_EXERCISE_: Restate the data below word for word. Skip any images it contains.

↓

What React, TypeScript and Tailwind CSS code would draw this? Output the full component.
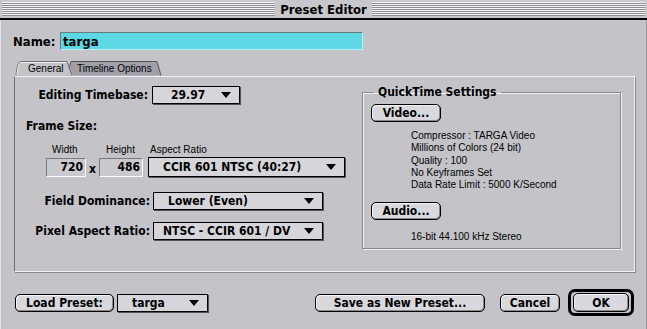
import React from "react";

const BOLD = "font-['DejaVu_Sans_Condensed','Liberation_Sans_Narrow','Liberation_Sans',sans-serif] font-bold [font-stretch:condensed]";
const SMALL = "font-['Liberation_Sans','Arial',sans-serif] text-[10px]";

function Tri() {
  return (
    <svg width="10" height="6" viewBox="0 0 10 6" className="shrink-0">
      <polygon points="0,0 10,0 5,6" fill="#000" />
    </svg>
  );
}

function Popup({ w, h = 18, pl, label }: { w: number; h?: number; pl: number; label: string }) {
  return (
    <div
      className={`flex items-center border border-black bg-[#d6d6da] shadow-[1px_1px_0_#555] pr-[8px] ${BOLD} text-[12px] text-black`}
      style={{ width: w, height: h, paddingLeft: pl }}
    >
      <span className="flex-1 leading-none whitespace-nowrap">{label}</span>
      <Tri />
    </div>
  );
}

function Button({ w, label, h = 18 }: { w: number; label: string; h?: number }) {
  return (
    <div
      className={`flex items-center justify-center rounded-[5px] border border-black bg-[#d9d9dd] shadow-[inset_-1px_-1px_0_#8a8a8e,inset_1px_1px_0_#f4f4f4] ${BOLD} text-[12px] text-black leading-none`}
      style={{ width: w, height: h }}
    >
      {label}
    </div>
  );
}

function Field({ w, value }: { w: number; value: string }) {
  return (
    <div
      className={`flex items-center justify-end h-[19px] border border-t-[#7a7a7e] border-l-[#7a7a7e] border-r-white border-b-white bg-[#cacace] pr-[2px] ${BOLD} text-[12px] leading-none`}
      style={{ width: w }}
    >
      {value}
    </div>
  );
}

export default function App() {
  return (
    <div className="w-[647px] h-[329px] bg-[#c4c4c8] flex flex-col overflow-hidden text-black">
      {/* title bar */}
      <div className="h-[18px] flex items-center pl-[2px] pr-[2px] bg-[#c8c8cc]">
        <div className="flex-1 h-[14px] bg-[repeating-linear-gradient(to_bottom,#f6f6f6_0px,#f6f6f6_1px,#8c8c90_1px,#8c8c90_2px)]" />
        <div className={`px-[5px] ${BOLD} text-[13px] leading-none`}>Preset Editor</div>
        <div className="flex-1 h-[14px] bg-[repeating-linear-gradient(to_bottom,#f6f6f6_0px,#f6f6f6_1px,#8c8c90_1px,#8c8c90_2px)]" />
      </div>
      <div className="h-[2px] bg-black" />

      <div className="flex-1 flex flex-col border-l border-l-[#e4e4e8] border-r border-r-[#9a9a9e]">
        {/* Name row */}
        <div className="flex items-center mt-[12px] pl-[12px]">
          <div className={`w-[47px] ${BOLD} text-[13px] leading-none`}>Name:</div>
          <div className={`w-[303px] h-[18px] bg-[#5dd8e4] border border-t-[#6a7a7e] border-l-[#6a7a7e] border-r-[#b8eef4] border-b-[#b8eef4] flex items-center pl-[2px] ${BOLD} text-[13px] leading-none`}>
            targa
          </div>
        </div>

        {/* Tabs */}
        <div className="relative h-[15px] mt-[11px] ml-[14px] w-[150px]">
          <svg className="absolute inset-0" width="150" height="15" viewBox="0 0 150 15">
            <path d="M52 14.5 L56 0.5 L142 0.5 L146 14.5" fill="#a0a0a8" stroke="#555" />
            <path d="M1 14.5 Q2 1 6 0.5 L52 0.5 L57 14.5" fill="#c4c4c8" stroke="#6e6e72" />
            <path d="M2 14 Q3 2 6 1.5 L51 1.5" fill="none" stroke="#f0f0f0" />
          </svg>
          <div className={`relative flex items-center h-[15px] ${SMALL} text-[10.5px] leading-none`}>
            <span className="ml-[13px] w-[48px]">General</span>
            <span className="ml-[1px]">Timeline Options</span>
          </div>
        </div>

        {/* Panel */}
        <div className="ml-[13px] mr-[11px] h-[196px] border border-l-[#6e6e72] border-t-[#f0f0f0] border-r-[#f2f2f2] border-b-[#f2f2f2] shadow-[1px_1px_0_#8a8a8e] flex">
          {/* left column */}
          <div className="w-[334px] flex flex-col">
            <div className="flex items-center mt-[9px]">
              <div className={`w-[133px] text-right ${BOLD} text-[12px] leading-none`}>Editing Timebase:</div>
              <div className="ml-[4px]"><Popup w={88} pl={18} label="29.97" /></div>
            </div>
            <div className={`mt-[16px] ml-[11px] ${BOLD} text-[12px] leading-none`}>Frame Size:</div>
            <div className={`flex mt-[13px] ${SMALL} leading-[10px]`}>
              <span className="ml-[37px] w-[47px]">Width</span>
              <span className="ml-[7px] w-[42px]">Height</span>
              <span className="ml-[2px]">Aspect Ratio</span>
            </div>
            <div className="flex items-center mt-[2px]">
              <div className="ml-[31px]"><Field w={40} value="720" /></div>
              <div className={`w-[13px] text-center ${BOLD} text-[12px] leading-none mt-[4px]`}>x</div>
              <Field w={44} value="486" />
              <div className="ml-[5px]"><Popup w={197} h={20} pl={14} label="CCIR 601 NTSC (40:27)" /></div>
            </div>
            <div className="flex items-center mt-[15px]">
              <div className={`w-[135px] text-right ${BOLD} text-[12px] leading-none`}>Field Dominance:</div>
              <div className="ml-[3px]"><Popup w={170} pl={14} label="Lower (Even)" /></div>
            </div>
            <div className="flex items-center mt-[12px]">
              <div className={`w-[135px] text-right ${BOLD} text-[12px] leading-none`}>Pixel Aspect Ratio:</div>
              <div className="ml-[3px]"><Popup w={170} pl={9} label="NTSC - CCIR 601 / DV" /></div>
            </div>
          </div>

          {/* QuickTime group */}
          <fieldset className="ml-[13px] mt-[8px] w-[259px] h-[164px] border border-[#8a8a8e] shadow-[1px_1px_0_#f2f2f2,inset_1px_1px_0_#f2f2f2] pl-[8px] pt-[0px] m-0">
            <legend className={`ml-[3px] px-[4px] ${BOLD} text-[12px] leading-[14px]`}>QuickTime Settings</legend>
            <div className="mt-[5px]"><Button w={70} label="Video..." /></div>
            <div className={`ml-[40px] mt-[8px] ${SMALL} leading-[12.3px]`}>
              <div>Compressor : TARGA Video</div>
              <div>Millions of Colors (24 bit)</div>
              <div>Quality : 100</div>
              <div>No Keyframes Set</div>
              <div>Data Rate Limit : 5000 K/Second</div>
            </div>
            <div className="mt-[11px]"><Button w={70} label="Audio..." /></div>
            <div className={`ml-[40px] mt-[11px] ${SMALL} leading-[12px]`}>16-bit 44.100 kHz Stereo</div>
          </fieldset>
        </div>

        {/* bottom row */}
        <div className="flex items-center mt-[17px] pl-[14px]">
          <Button w={99} label="Load Preset:" />
          <div className="ml-[3px]"><Popup w={91} pl={14} label="targa" /></div>
          <div className="ml-[107px]"><Button w={170} label="Save as New Preset..." /></div>
          <div className="ml-[15px]"><Button w={60} label="Cancel" /></div>
          <div className="ml-[8px] w-[66px] h-[27px] rounded-[7px] border-[3px] border-black flex items-center justify-center bg-[#c4c4c8]">
            <Button w={56} h={19} label="OK" />
          </div>
        </div>
      </div>
    </div>
  );
}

↑

_REPLY TO THE TASK_:
What React, TypeScript and Tailwind CSS code would draw this? Output the full component.
import React from "react";

const BOLD = "font-['DejaVu_Sans_Condensed','Liberation_Sans_Narrow','Liberation_Sans',sans-serif] font-bold [font-stretch:condensed]";
const SMALL = "font-['Liberation_Sans','Arial',sans-serif] text-[10px]";

function Tri() {
  return (
    <svg width="10" height="6" viewBox="0 0 10 6" className="shrink-0">
      <polygon points="0,0 10,0 5,6" fill="#000" />
    </svg>
  );
}

function Popup({ w, h = 18, pl, label }: { w: number; h?: number; pl: number; label: string }) {
  return (
    <div
      className={`flex items-center border border-black bg-[#d6d6da] shadow-[1px_1px_0_#555] pr-[8px] ${BOLD} text-[12px] text-black`}
      style={{ width: w, height: h, paddingLeft: pl }}
    >
      <span className="flex-1 leading-none whitespace-nowrap">{label}</span>
      <Tri />
    </div>
  );
}

function Button({ w, label, h = 18 }: { w: number; label: string; h?: number }) {
  return (
    <div
      className={`flex items-center justify-center rounded-[5px] border border-black bg-[#d9d9dd] shadow-[inset_-1px_-1px_0_#8a8a8e,inset_1px_1px_0_#f4f4f4] ${BOLD} text-[12px] text-black leading-none`}
      style={{ width: w, height: h }}
    >
      {label}
    </div>
  );
}

function Field({ w, value }: { w: number; value: string }) {
  return (
    <div
      className={`flex items-center justify-end h-[19px] border border-t-[#7a7a7e] border-l-[#7a7a7e] border-r-white border-b-white bg-[#cacace] pr-[2px] ${BOLD} text-[12px] leading-none`}
      style={{ width: w }}
    >
      {value}
    </div>
  );
}

export default function App() {
  return (
    <div className="w-[647px] h-[329px] bg-[#c4c4c8] flex flex-col overflow-hidden text-black">
      {/* title bar */}
      <div className="h-[18px] flex items-center pl-[2px] pr-[2px] bg-[#c8c8cc]">
        <div className="flex-1 h-[14px] bg-[repeating-linear-gradient(to_bottom,#f6f6f6_0px,#f6f6f6_1px,#8c8c90_1px,#8c8c90_2px)]" />
        <div className={`px-[5px] ${BOLD} text-[13px] leading-none`}>Preset Editor</div>
        <div className="flex-1 h-[14px] bg-[repeating-linear-gradient(to_bottom,#f6f6f6_0px,#f6f6f6_1px,#8c8c90_1px,#8c8c90_2px)]" />
      </div>
      <div className="h-[2px] bg-black" />

      <div className="flex-1 flex flex-col border-l border-l-[#e4e4e8] border-r border-r-[#9a9a9e]">
        {/* Name row */}
        <div className="flex items-center mt-[12px] pl-[12px]">
          <div className={`w-[47px] ${BOLD} text-[13px] leading-none`}>Name:</div>
          <div className={`w-[303px] h-[18px] bg-[#5dd8e4] border border-t-[#6a7a7e] border-l-[#6a7a7e] border-r-[#b8eef4] border-b-[#b8eef4] flex items-center pl-[2px] ${BOLD} text-[13px] leading-none`}>
            targa
          </div>
        </div>

        {/* Tabs */}
        <div className="relative h-[15px] mt-[11px] ml-[14px] w-[150px]">
          <svg className="absolute inset-0" width="150" height="15" viewBox="0 0 150 15">
            <path d="M52 14.5 L56 0.5 L142 0.5 L146 14.5" fill="#a0a0a8" stroke="#555" />
            <path d="M1 14.5 Q2 1 6 0.5 L52 0.5 L57 14.5" fill="#c4c4c8" stroke="#6e6e72" />
            <path d="M2 14 Q3 2 6 1.5 L51 1.5" fill="none" stroke="#f0f0f0" />
          </svg>
          <div className={`relative flex items-center h-[15px] ${SMALL} text-[10.5px] leading-none`}>
            <span className="ml-[13px] w-[48px]">General</span>
            <span className="ml-[1px]">Timeline Options</span>
          </div>
        </div>

        {/* Panel */}
        <div className="ml-[13px] mr-[11px] h-[196px] border border-l-[#6e6e72] border-t-[#f0f0f0] border-r-[#f2f2f2] border-b-[#f2f2f2] shadow-[1px_1px_0_#8a8a8e] flex">
          {/* left column */}
          <div className="w-[334px] flex flex-col">
            <div className="flex items-center mt-[9px]">
              <div className={`w-[133px] text-right ${BOLD} text-[12px] leading-none`}>Editing Timebase:</div>
              <div className="ml-[4px]"><Popup w={88} pl={18} label="29.97" /></div>
            </div>
            <div className={`mt-[16px] ml-[11px] ${BOLD} text-[12px] leading-none`}>Frame Size:</div>
            <div className={`flex mt-[13px] ${SMALL} leading-[10px]`}>
              <span className="ml-[37px] w-[47px]">Width</span>
              <span className="ml-[7px] w-[42px]">Height</span>
              <span className="ml-[2px]">Aspect Ratio</span>
            </div>
            <div className="flex items-center mt-[2px]">
              <div className="ml-[31px]"><Field w={40} value="720" /></div>
              <div className={`w-[13px] text-center ${BOLD} text-[12px] leading-none mt-[4px]`}>x</div>
              <Field w={44} value="486" />
              <div className="ml-[5px]"><Popup w={197} h={20} pl={14} label="CCIR 601 NTSC (40:27)" /></div>
            </div>
            <div className="flex items-center mt-[15px]">
              <div className={`w-[135px] text-right ${BOLD} text-[12px] leading-none`}>Field Dominance:</div>
              <div className="ml-[3px]"><Popup w={170} pl={14} label="Lower (Even)" /></div>
            </div>
            <div className="flex items-center mt-[12px]">
              <div className={`w-[135px] text-right ${BOLD} text-[12px] leading-none`}>Pixel Aspect Ratio:</div>
              <div className="ml-[3px]"><Popup w={170} pl={9} label="NTSC - CCIR 601 / DV" /></div>
            </div>
          </div>

          {/* QuickTime group */}
          <fieldset className="ml-[13px] mt-[8px] w-[259px] h-[164px] border border-[#8a8a8e] shadow-[1px_1px_0_#f2f2f2,inset_1px_1px_0_#f2f2f2] pl-[8px] pt-[0px] m-0">
            <legend className={`ml-[3px] px-[4px] ${BOLD} text-[12px] leading-[14px]`}>QuickTime Settings</legend>
            <div className="mt-[5px]"><Button w={70} label="Video..." /></div>
            <div className={`ml-[40px] mt-[8px] ${SMALL} leading-[12.3px]`}>
              <div>Compressor : TARGA Video</div>
              <div>Millions of Colors (24 bit)</div>
              <div>Quality : 100</div>
              <div>No Keyframes Set</div>
              <div>Data Rate Limit : 5000 K/Second</div>
            </div>
            <div className="mt-[11px]"><Button w={70} label="Audio..." /></div>
            <div className={`ml-[40px] mt-[11px] ${SMALL} leading-[12px]`}>16-bit 44.100 kHz Stereo</div>
          </fieldset>
        </div>

        {/* bottom row */}
        <div className="flex items-center mt-[17px] pl-[14px]">
          <Button w={99} label="Load Preset:" />
          <div className="ml-[3px]"><Popup w={91} pl={14} label="targa" /></div>
          <div className="ml-[107px]"><Button w={170} label="Save as New Preset..." /></div>
          <div className="ml-[15px]"><Button w={60} label="Cancel" /></div>
          <div className="ml-[8px] w-[66px] h-[27px] rounded-[7px] border-[3px] border-black flex items-center justify-center bg-[#c4c4c8]">
            <Button w={56} h={19} label="OK" />
          </div>
        </div>
      </div>
    </div>
  );
}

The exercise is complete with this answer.